Закрытие кафе и прочих «кушательно-развлекательных учреждений» привело к наплыву публики в подвальчик ЛХО. На постоянной выставке внимание публики привлекали работы Ференца Имрэ, который позже вспоминал: «Сразу после того, как я был сделан членом “Балаганчика”… Бурлюк собрал художников со всех мест, не считаясь с национальностью и положением. Вскоре состоялась выставка, и одной моей проданной картины было достаточно, чтобы моментально поднять меня с самого дна. Что ещё лучше — это мне принесло заказы».
В начале марта Бурлюк и Асеев уехали в Харбин с выставкой и лекциями. На выступлениях к ним присоединился поэт Сергей Алымов. И выставка, и лекции вызвали большой интерес — причём не всегда здоровый. Во время второго вечера футуристов пытались побить белогвардейцы, но их остановил… легендарный борец и лётчик Иван Заикин.
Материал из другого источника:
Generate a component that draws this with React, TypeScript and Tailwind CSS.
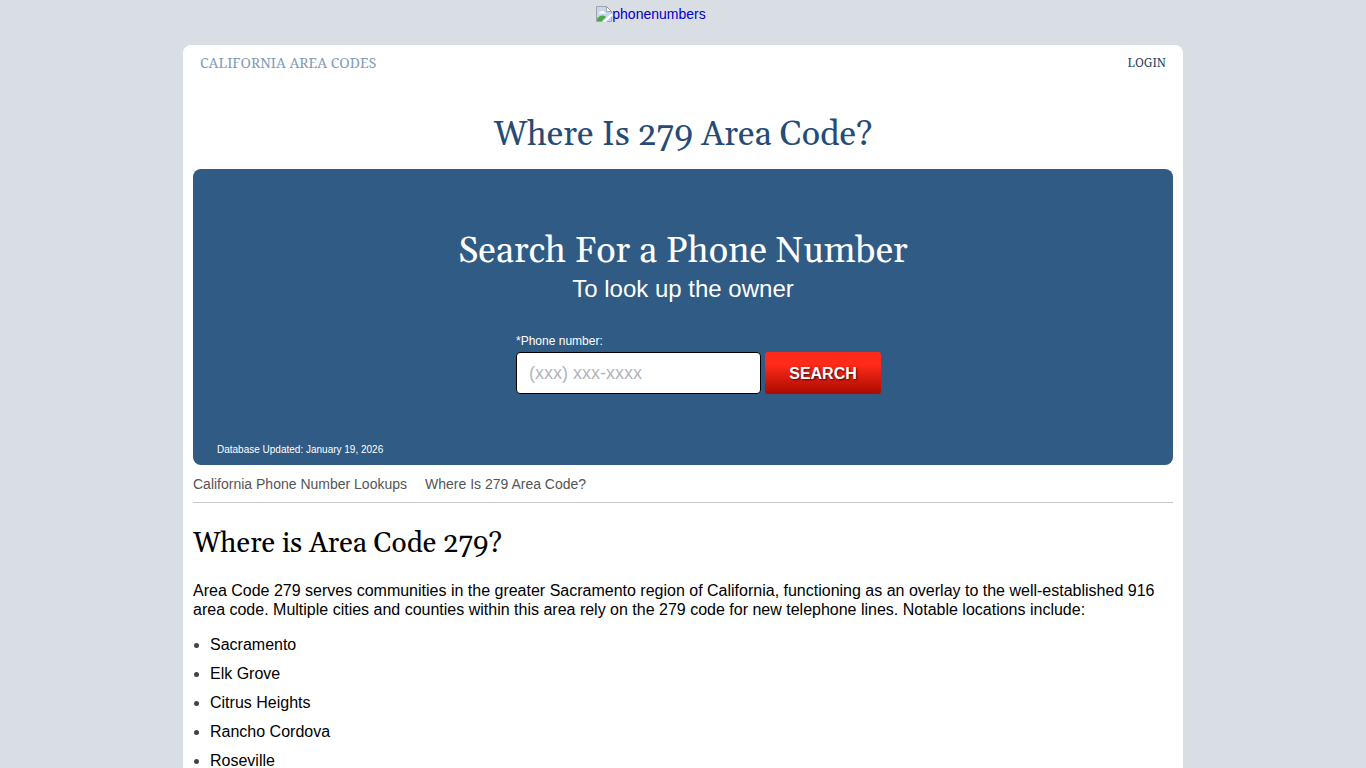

Заикин был знаком с Бурлюком с 1907 года, а на том вечере он замечательно прочёл отрывок из «Стеньки Разина» Каменского. Давид Давидович позже напишет три портрета Заикина — один из них будет уже в Америке репродуцирован им на тысячах открыток. Когда Заикин в 1924 году приедет с гастролями в США, он побывает у Бурлюков в гостях.
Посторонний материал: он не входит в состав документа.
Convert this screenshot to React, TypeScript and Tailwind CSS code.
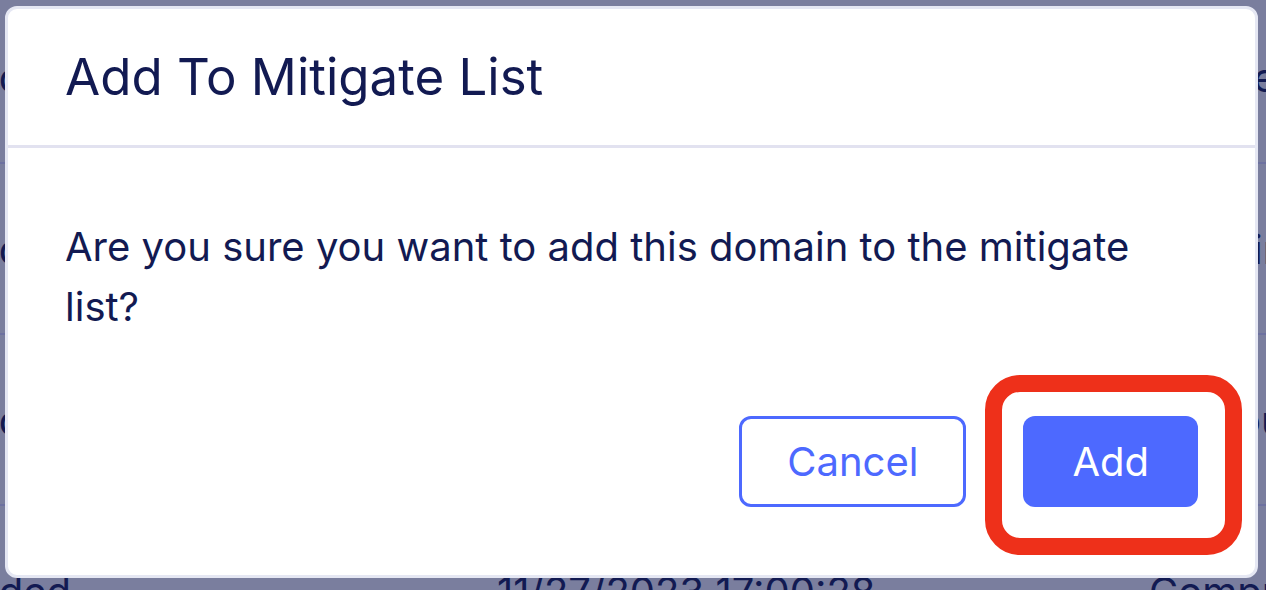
const rows = [
  { status: 'Added', date: '11/27/2023 17:00:28', type: 'e', pad: 'pl-[104px]' },
  { status: 'Added', date: '11/27/2023 17:00:28', type: 'in', pad: 'pl-[104px]' },
  { status: 'Added', date: '11/27/2023 17:00:28', type: 'ou', pad: 'pl-[88px]' },
  { status: 'Added', date: '11/27/2023 17:00:28', type: 'Compr', pad: 'pl-0' },
];

function DomainTable() {
  return (
    <table className="-mt-2 w-full table-fixed border-collapse text-[40px] whitespace-nowrap">
      <tbody>
        {rows.map((row, i) => (
          <tr key={i} className="h-[171px] border-b-2 border-[#6d71a0]">
            <td className="w-[497px] p-0 pt-0.5">
              <div className="flex w-[71px] justify-end">{row.status}</div>
            </td>
            <td className="p-0 pt-0.5">{row.date}</td>
            <td className="w-[117px] p-0 pt-0.5">
              <div className={row.pad}>{row.type}</div>
            </td>
          </tr>
        ))}
      </tbody>
    </table>
  );
}

export default function App() {
  return (
    <div className="relative h-screen overflow-hidden bg-[#7a7e9e] font-['Inter',sans-serif] text-[#121a52]">
      <DomainTable />
      <div className="absolute inset-0 flex items-start pt-1.5 pr-2 pl-[5px]">
        <div
          role="dialog"
          aria-modal="true"
          aria-labelledby="dialog-title"
          className="w-full rounded-xl border-[3px] border-[#e5e7f3] bg-white"
        >
          <header className="border-b-[3px] border-[#e2e2f0] px-[57px] py-[34px]">
            <h2 id="dialog-title" className="text-[51px] leading-[68px]">
              Add To Mitigate List
            </h2>
          </header>
          <div className="px-[57px] pt-[69px] pb-[68px]">
            <p className="text-[40px] leading-[60px]">
              Are you sure you want to add this domain to the mitigate list?
            </p>
            <div className="mt-[79px] flex justify-end gap-[57px] text-[40px] leading-[60px]">
              <button
                type="button"
                className="h-[91px] rounded-xl border-[3px] border-[#4d69ff] px-[45px] text-[#4d69ff]"
              >
                Cancel
              </button>
              <div className="relative">
                <button type="button" className="h-[91px] rounded-xl bg-[#4d69ff] px-[49px] text-white">
                  Add
                </button>
                <div className="pointer-events-none absolute -top-[41px] -right-[44px] -bottom-[48px] -left-[38px] rounded-[35px] border-[17px] border-[#ee301a]" />
              </div>
            </div>
          </div>
        </div>
      </div>
    </div>
  );
}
По возвращении Бурлюка с Асеевым и Алымовым во Владивосток в ЛХО был устроен митинг искусства, сбор от которого перечислили в фонд владивостокского Пролеткульта. 12 марта вышел первый и единственный номер журнала дальневосточных футуристов «Бирюч», где были опубликованы и стихи Бурлюка. С защитой футуризма на страницах журнала выступил представитель Дальневосточного краевого комитета РКП(б) Николай Чужак-Насимович. Николай Асеев писал, что именно благодаря его влиянию Чужак стал симпатизировать футуристам. Как бы там ни было, его поддержка была для футуристов весьма важной; кроме того, он стал инициатором и редактором футуристического журнала «Творчество». Журнал начал выходить в июне 1920-го, всего вышло шесть номеров.